**INFORMATION PROVIDED**
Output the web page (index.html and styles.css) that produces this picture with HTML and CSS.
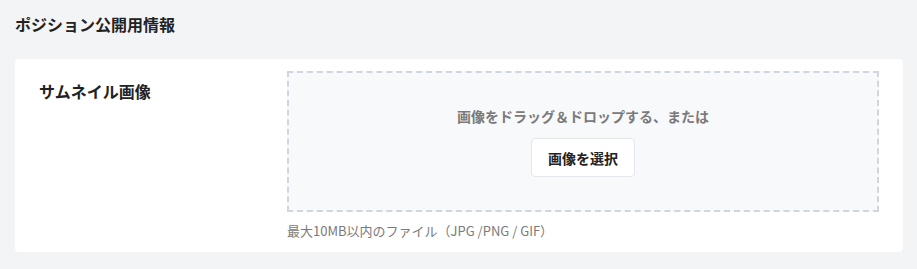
FILE: index.html
```html
<!DOCTYPE html>
<html lang="ja">
<head>
<meta charset="utf-8">
<link rel="stylesheet" href="styles.css">
</head>
<body>
<main class="page">
  <h2 class="section-title">ポジション公開用情報</h2>
  <section class="card">
    <div class="field">
      <div class="field-label">サムネイル画像</div>
      <div class="field-body">
        <div class="dropzone">
          <p class="drop-text">画像をドラッグ＆ドロップする、または</p>
          <button class="select-btn" type="button">画像を選択</button>
        </div>
        <p class="note">最大10MB以内のファイル（JPG /PNG / GIF）</p>
      </div>
    </div>
  </section>
</main>
</body>
</html>
```
FILE: styles.css
```css
html, body {
  margin: 0;
  padding: 0;
  background: #f3f4f6;
}
body {
  font-family: "Noto Sans CJK JP", "Noto Sans", sans-serif;
  color: #222222;
}
.page {
  padding: 12px 14px 0 15px;
}
.section-title {
  margin: 0 0 23px;
  font-size: 16px;
  line-height: 24px;
  font-weight: 700;
  color: #222222;
}
.card {
  background: #ffffff;
  border-radius: 4px;
  padding: 12px 24px 12px 24px;
}
.field {
  display: grid;
  grid-template-columns: 248px 1fr;
}
.field-label {
  font-size: 16px;
  line-height: 24px;
  font-weight: 700;
  padding-top: 8px;
  color: #222222;
}
.dropzone {
  border: 2px dashed #cfd6df;
  background: #f8f9fb;
  padding: 33px 16px 33px;
  display: flex;
  flex-direction: column;
  align-items: center;
  gap: 12px;
}
.drop-text {
  margin: 0;
  font-size: 14px;
  line-height: 20px;
  font-weight: 700;
  color: #7a7a7a;
}
.select-btn {
  font-family: inherit;
  width: 104px;
  height: 39px;
  background: #ffffff;
  border: 1px solid #e3e6ea;
  border-radius: 4px;
  font-size: 14px;
  font-weight: 700;
  color: #222222;
  padding: 0;
}
.note {
  margin: 9px 0 0;
  font-size: 13px;
  line-height: 19px;
  color: #7a7a7a;
}
```
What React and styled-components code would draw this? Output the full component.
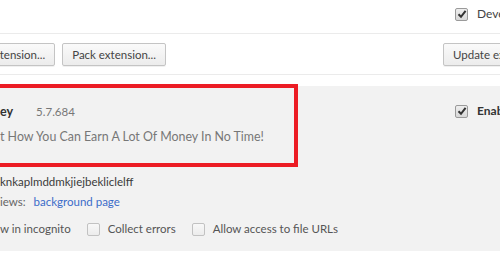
import React from 'react';
import styled, { createGlobalStyle } from 'styled-components';

const Global = createGlobalStyle`
  html, body {
    margin: 0;
    padding: 0;
    background: #fff;
    overflow: hidden;
  }
  body {
    font-family: Lato, 'Open Sans', sans-serif;
    font-size: 11.5px;
    line-height: 16px;
    color: #333;
  }
`;

const Check = ({ checked }) => (
  <St.Box $checked={checked}>
    {checked && (
      <svg width="10" height="10" viewBox="0 0 10 10">
        <path d="M1.5 5.2 L4 7.8 L8.6 1.8" fill="none" stroke="#333" strokeWidth="2" />
      </svg>
    )}
  </St.Box>
);

const App = () => (
  <St.Page>
    <Global />
    <St.TopBar>
      <Check checked />
      <St.Label>Developer mode</St.Label>
    </St.TopBar>

    <St.Toolbar>
      <St.ButtonGroup>
        <St.Button>Load unpacked extension...</St.Button>
        <St.Button>Pack extension...</St.Button>
      </St.ButtonGroup>
      <St.Button>Update extensions now</St.Button>
    </St.Toolbar>

    <St.Card>
      <St.Details>
        <St.Highlight>
          <St.NameRow>
            <St.Name>ey</St.Name>
            <St.Version>5.7.684</St.Version>
          </St.NameRow>
          <St.Description>t How You Can Earn A Lot Of Money In No Time!</St.Description>
        </St.Highlight>
        <St.Id>knkaplmddmkjiejbekliclelff</St.Id>
        <St.Views>
          iews: <St.Link>background page</St.Link>
        </St.Views>
        <St.Options>
          <St.Option>w in incognito</St.Option>
          <St.Option>
            <Check />
            Collect errors
          </St.Option>
          <St.Option>
            <Check />
            Allow access to file URLs
          </St.Option>
        </St.Options>
      </St.Details>
      <St.EnableCol>
        <Check checked />
        <St.Bold>Enabled</St.Bold>
      </St.EnableCol>
    </St.Card>
  </St.Page>
);

export default App;

const St = {
  Page: styled.div`
    width: 500px;
    height: 280px;
    overflow: hidden;
    white-space: nowrap;
  `,

  TopBar: styled.div`
    display: flex;
    align-items: center;
    gap: 9px;
    height: 28px;
    padding-bottom: 5px;
    padding-left: 455px;
    border-bottom: 1px solid #ebebeb;
  `,

  Label: styled.span`
    color: #444;
    font-size: 12px;
  `,

  Toolbar: styled.div`
    display: grid;
    grid-template-columns: 443px max-content;
    align-items: center;
    height: 40px;
    border-bottom: 1px solid #ebebeb;
  `,

  ButtonGroup: styled.div`
    display: flex;
    justify-content: flex-end;
    gap: 7px;
    width: 166px;
  `,

  Button: styled.button`
    height: 23px;
    padding: 0 9px;
    border: 1px solid #c4c4c4;
    border-radius: 2px;
    background: linear-gradient(#fafafa, #ececec);
    box-shadow: 0 1px 0 rgba(0, 0, 0, 0.06);
    font-family: inherit;
    font-size: 11.5px;
    color: #444;
    white-space: nowrap;
    flex-shrink: 0;
  `,

  Card: styled.div`
    display: grid;
    grid-template-columns: 455px 1fr;
    margin-top: 11px;
    height: 165px;
    background: #f2f2f2;
  `,

  Details: styled.div`
    display: flex;
    flex-direction: column;
  `,

  Highlight: styled.div`
    width: 294px;
    height: 75px;
    margin: -2px 0 0 -20px;
    padding-left: 20px;
    border: 4px solid #ec1c24;
    border-left: none;
    display: flex;
    flex-direction: column;
  `,

  NameRow: styled.div`
    display: flex;
    align-items: baseline;
    gap: 23px;
    margin-top: 16px;
  `,

  Name: styled.span`
    font-weight: 700;
    font-size: 12.5px;
    color: #333;
  `,

  Version: styled.span`
    color: #777;
    font-size: 11.5px;
  `,

  Description: styled.div`
    margin-top: 9px;
    color: #777;
    font-size: 12.4px;
  `,

  Id: styled.div`
    margin-top: 7px;
    color: #3a3a3a;
  `,

  Views: styled.div`
    margin-top: 4px;
    color: #666;
  `,

  Link: styled.a`
    margin-left: 5px;
    color: #3b6cc9;
  `,

  Options: styled.div`
    display: flex;
    align-items: center;
    gap: 16px;
    margin-top: 11px;
    color: #555;
  `,

  Option: styled.label`
    display: flex;
    align-items: center;
    gap: 8px;
  `,

  Box: styled.span`
    display: inline-flex;
    align-items: center;
    justify-content: center;
    width: 11px;
    height: 11px;
    border: 1px solid ${({ $checked }) => ($checked ? '#9a9a9a' : '#c2c2c2')};
    border-radius: 2px;
    background: ${({ $checked }) => ($checked ? 'linear-gradient(#eee, #d8d8d8)' : 'linear-gradient(#f8f8f8, #ececec)')};
    flex-shrink: 0;
  `,

  EnableCol: styled.div`
    display: flex;
    align-items: center;
    align-self: start;
    gap: 9px;
    margin-top: 17px;
  `,

  Bold: styled.span`
    font-weight: 700;
    color: #333;
    font-size: 12px;
  `,
};
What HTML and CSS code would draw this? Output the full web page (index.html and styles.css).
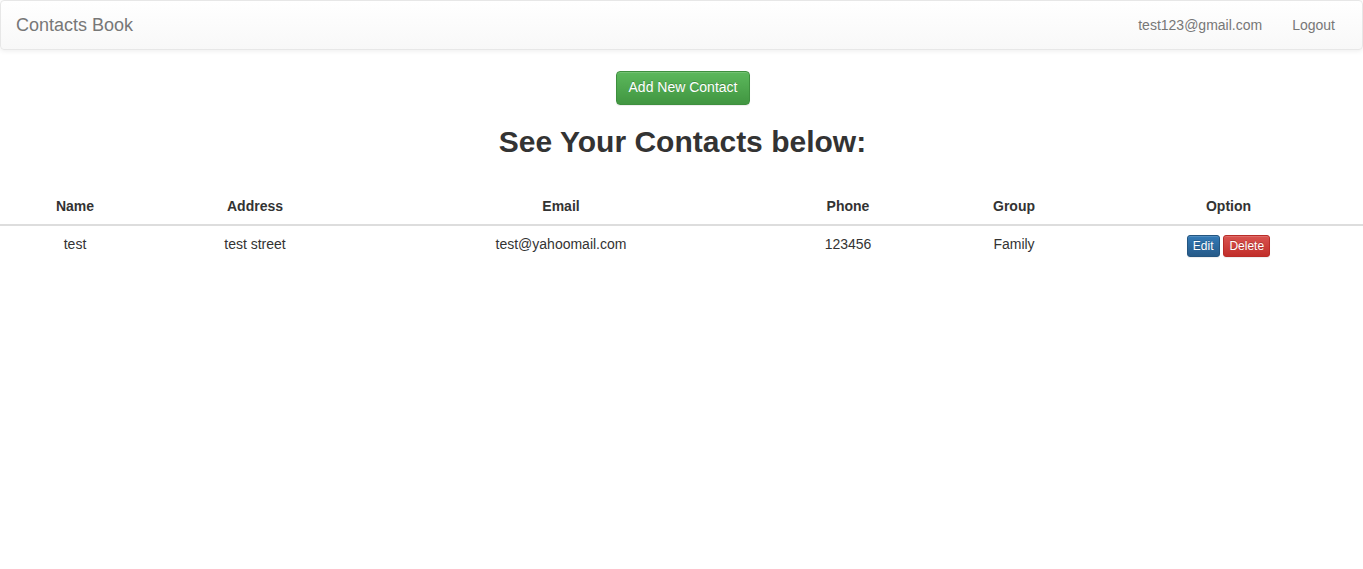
FILE: index.html
```html
<!DOCTYPE html>
<html>
<head>
<meta charset="utf-8">
<title>Contacts Book</title>
<link rel="stylesheet" href="styles.css">
</head>
<body>
<nav class="navbar">
  <a class="brand" href="#">Contacts Book</a>
  <ul class="nav-right">
    <li><a href="#">test123@gmail.com</a></li>
    <li><a href="#">Logout</a></li>
  </ul>
</nav>
<main class="content">
  <div class="actions"><button class="btn btn-success">Add New Contact</button></div>
  <h2 class="title">See Your Contacts below:</h2>
  <table class="table">
    <colgroup>
      <col class="c-name"><col class="c-address"><col class="c-email"><col class="c-phone"><col class="c-group"><col class="c-option">
    </colgroup>
    <thead>
      <tr><th>Name</th><th>Address</th><th>Email</th><th>Phone</th><th>Group</th><th>Option</th></tr>
    </thead>
    <tbody>
      <tr>
        <td>test</td><td>test street</td><td>test@yahoomail.com</td><td>123456</td><td>Family</td>
        <td><button class="btn btn-xs btn-primary">Edit</button> <button class="btn btn-xs btn-danger">Delete</button></td>
      </tr>
    </tbody>
  </table>
</main>
</body>
</html>
```
FILE: styles.css
```css
* { box-sizing: border-box; }
html, body { margin: 0; padding: 0; }
body {
  font-family: "Liberation Sans", Arial, Helvetica, sans-serif;
  font-size: 14px;
  line-height: 1.42857;
  color: #333;
  background: #fff;
}
.navbar {
  display: flex;
  align-items: center;
  justify-content: space-between;
  height: 50px;
  margin-bottom: 21px;
  padding: 0 12px 0 0;
  background: linear-gradient(to bottom, #fff 0%, #f8f8f8 100%);
  border: 1px solid #e7e7e7;
  border-radius: 4px;
  box-shadow: inset 0 1px 0 rgba(255,255,255,.15), 0 1px 5px rgba(0,0,0,.075);
}
.brand {
  font-size: 18px;
  line-height: 20px;
  padding: 15px;
  color: #777;
  text-decoration: none;
}
.nav-right {
  display: flex;
  list-style: none;
  margin: 0;
  padding: 0;
}
.nav-right a {
  display: block;
  padding: 15px;
  line-height: 20px;
  color: #777;
  text-decoration: none;
}
.actions { text-align: center; padding-left: 3px; }
.btn {
  display: inline-block;
  font-family: inherit;
  font-size: 14px;
  line-height: 1.42857;
  padding: 6px 12px;
  border-radius: 4px;
  border: 1px solid transparent;
  color: #fff;
  cursor: pointer;
  text-shadow: 0 -1px 0 rgba(0,0,0,.2);
  box-shadow: inset 0 1px 0 rgba(255,255,255,.15), 0 1px 1px rgba(0,0,0,.075);
}
.btn-success {
  background: linear-gradient(to bottom, #5cb85c 0%, #419641 100%);
  border-color: #3e8f3e;
}
.btn-xs {
  font-size: 12px;
  line-height: 1.5;
  padding: 1px 5px;
  border-radius: 3px;
}
.btn-primary {
  background: linear-gradient(to bottom, #337ab7 0%, #265a88 100%);
  border-color: #245580;
}
.btn-danger {
  background: linear-gradient(to bottom, #d9534f 0%, #c12e2a 100%);
  border-color: #b92c28;
}
.title {
  font-size: 30px;
  font-weight: bold;
  line-height: 1.1;
  text-align: center;
  margin: 20px 0 30px;
  padding-left: 2px;
  color: #333;
}
.table {
  width: 100%;
  border-collapse: collapse;
  border-spacing: 0;
}
.table th, .table td {
  padding: 9px 8px 7px;
  text-align: center;
  vertical-align: top;
  line-height: 1.42857;
}
.table thead th {
  border-bottom: 2px solid #ddd;
  font-weight: bold;
}
.table td .btn { vertical-align: middle; }
.c-name { width: 150px; }
.c-address { width: 210px; }
.c-email { width: 402px; }
.c-phone { width: 172px; }
.c-group { width: 160px; }
.c-option { width: 269px; }
```
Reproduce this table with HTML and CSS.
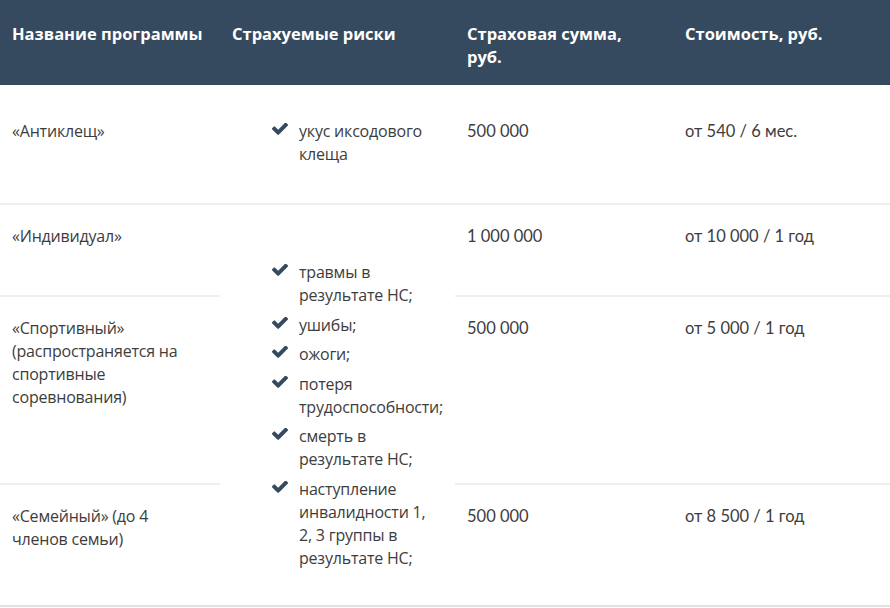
FILE: index.html
```html
<!DOCTYPE html>
<html lang="ru">
<head>
<meta charset="utf-8">
<link rel="stylesheet" href="styles.css">
</head>
<body>
<table class="tbl">
  <colgroup>
    <col class="c1"><col class="c2"><col class="c3"><col class="c4">
  </colgroup>
  <thead>
    <tr class="head">
      <th>Название программы</th>
      <th>Страхуемые риски</th>
      <th class="narrow">Страховая сумма, руб.</th>
      <th>Стоимость, руб.</th>
    </tr>
  </thead>
  <tbody>
    <tr class="r1">
      <td class="name">«Антиклещ»</td>
      <td class="risks">
        <ul class="list">
          <li><svg class="chk" viewBox="121 382 1550 1140"><path d="M1671 566q0 40-28 68l-724 724-136 136q-28 28-68 28t-68-28l-136-136-362-362q-28-28-28-68t28-68l136-136q28-28 68-28t68 28l294 295 656-657q28-28 68-28t68 28l136 136q28 28 28 68z"/></svg><span>укус иксодового клеща</span></li>
        </ul>
      </td>
      <td class="num">500 000</td>
      <td class="num">от 540 / 6 мес.</td>
    </tr>
    <tr class="r2">
      <td class="name">«Индивидуал»</td>
      <td class="risks span" rowspan="3">
        <ul class="list">
          <li><svg class="chk" viewBox="121 382 1550 1140"><path d="M1671 566q0 40-28 68l-724 724-136 136q-28 28-68 28t-68-28l-136-136-362-362q-28-28-28-68t28-68l136-136q28-28 68-28t68 28l294 295 656-657q28-28 68-28t68 28l136 136q28 28 28 68z"/></svg><span>травмы в результате НС;</span></li>
          <li><svg class="chk" viewBox="121 382 1550 1140"><path d="M1671 566q0 40-28 68l-724 724-136 136q-28 28-68 28t-68-28l-136-136-362-362q-28-28-28-68t28-68l136-136q28-28 68-28t68 28l294 295 656-657q28-28 68-28t68 28l136 136q28 28 28 68z"/></svg><span>ушибы;</span></li>
          <li><svg class="chk" viewBox="121 382 1550 1140"><path d="M1671 566q0 40-28 68l-724 724-136 136q-28 28-68 28t-68-28l-136-136-362-362q-28-28-28-68t28-68l136-136q28-28 68-28t68 28l294 295 656-657q28-28 68-28t68 28l136 136q28 28 28 68z"/></svg><span>ожоги;</span></li>
          <li><svg class="chk" viewBox="121 382 1550 1140"><path d="M1671 566q0 40-28 68l-724 724-136 136q-28 28-68 28t-68-28l-136-136-362-362q-28-28-28-68t28-68l136-136q28-28 68-28t68 28l294 295 656-657q28-28 68-28t68 28l136 136q28 28 28 68z"/></svg><span>потеря трудоспособности;</span></li>
          <li><svg class="chk" viewBox="121 382 1550 1140"><path d="M1671 566q0 40-28 68l-724 724-136 136q-28 28-68 28t-68-28l-136-136-362-362q-28-28-28-68t28-68l136-136q28-28 68-28t68 28l294 295 656-657q28-28 68-28t68 28l136 136q28 28 28 68z"/></svg><span>смерть в результате НС;</span></li>
          <li><svg class="chk" viewBox="121 382 1550 1140"><path d="M1671 566q0 40-28 68l-724 724-136 136q-28 28-68 28t-68-28l-136-136-362-362q-28-28-28-68t28-68l136-136q28-28 68-28t68 28l294 295 656-657q28-28 68-28t68 28l136 136q28 28 28 68z"/></svg><span>наступление инвалидности 1, 2,&nbsp;3 группы в результате НС;</span></li>
        </ul>
      </td>
      <td class="num">1 000 000</td>
      <td class="num">от 10 000 / 1 год</td>
    </tr>
    <tr class="r3">
      <td class="name">«Спортивный» (распространяется на спортивные соревнования)</td>
      <td class="num">500 000</td>
      <td class="num">от 5 000 / 1 год</td>
    </tr>
    <tr class="r4">
      <td class="name">«Семейный» (до 4 членов семьи)</td>
      <td class="num">500 000</td>
      <td class="num">от 8 500 / 1 год</td>
    </tr>
  </tbody>
</table>
</body>
</html>
```

FILE: styles.css
```css
html, body {
  margin: 0;
  padding: 0;
  background: #ffffff;
}

.tbl {
  width: 890px;
  border-collapse: collapse;
  table-layout: fixed;
  font-family: "Open Sans", "Noto Sans", sans-serif;
  font-size: 16px;
  letter-spacing: -0.2px;
  line-height: 23px;
  color: #3d3d3d;
}

.c1 { width: 220px; }
.c2 { width: 235px; }
.c3 { width: 218px; }
.c4 { width: 217px; }

.head {
  background: #354a5f;
  height: 85px;
}

.head th {
  text-align: left;
  vertical-align: top;
  color: #ffffff;
  font-weight: 700;
  font-size: 16.5px;
  letter-spacing: 0;
  padding: 22px 8px 0 12px;
}

.head th.narrow {
  padding-right: 40px;
}

.tbl td {
  vertical-align: top;
  padding: 20px 12px 0 12px;
  border-bottom: 2px solid #efefef;
}

.tbl td.name {
  padding-right: 20px;
}

.r1 { height: 119px; }
.r2 { height: 92px; }
.r3 { height: 188px; }
.r4 { height: 122px; }

.r1 td { padding-top: 35px; }

.r4 td { border-bottom-color: #e2e2e2; }

.tbl td.risks {
  padding-left: 52px;
  padding-right: 8px;
}

.tbl td.span {
  padding-top: 56px;
  border-bottom-color: #e2e2e2;
}

.num {
  font-family: "Lato", "Open Sans", sans-serif;
  font-size: 16.5px;
  letter-spacing: 0;
}

.list {
  list-style: none;
  margin: 0;
  padding: 0;
  display: flex;
  flex-direction: column;
  gap: 6.6px;
}

.list li {
  display: flex;
  align-items: flex-start;
  gap: 11px;
}

.chk {
  flex: none;
  width: 16px;
  height: 12px;
  margin-top: 3px;
  fill: #354a5f;
}

.list li span {
  flex: 1;
}
```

**WHAT YOU HAVE TO DO**
Copy out all lines above that include the string "would".

**RESULT BELOW**
What React and styled-components code would draw this? Output the full component.
What HTML and CSS code would draw this? Output the full web page (index.html and styles.css).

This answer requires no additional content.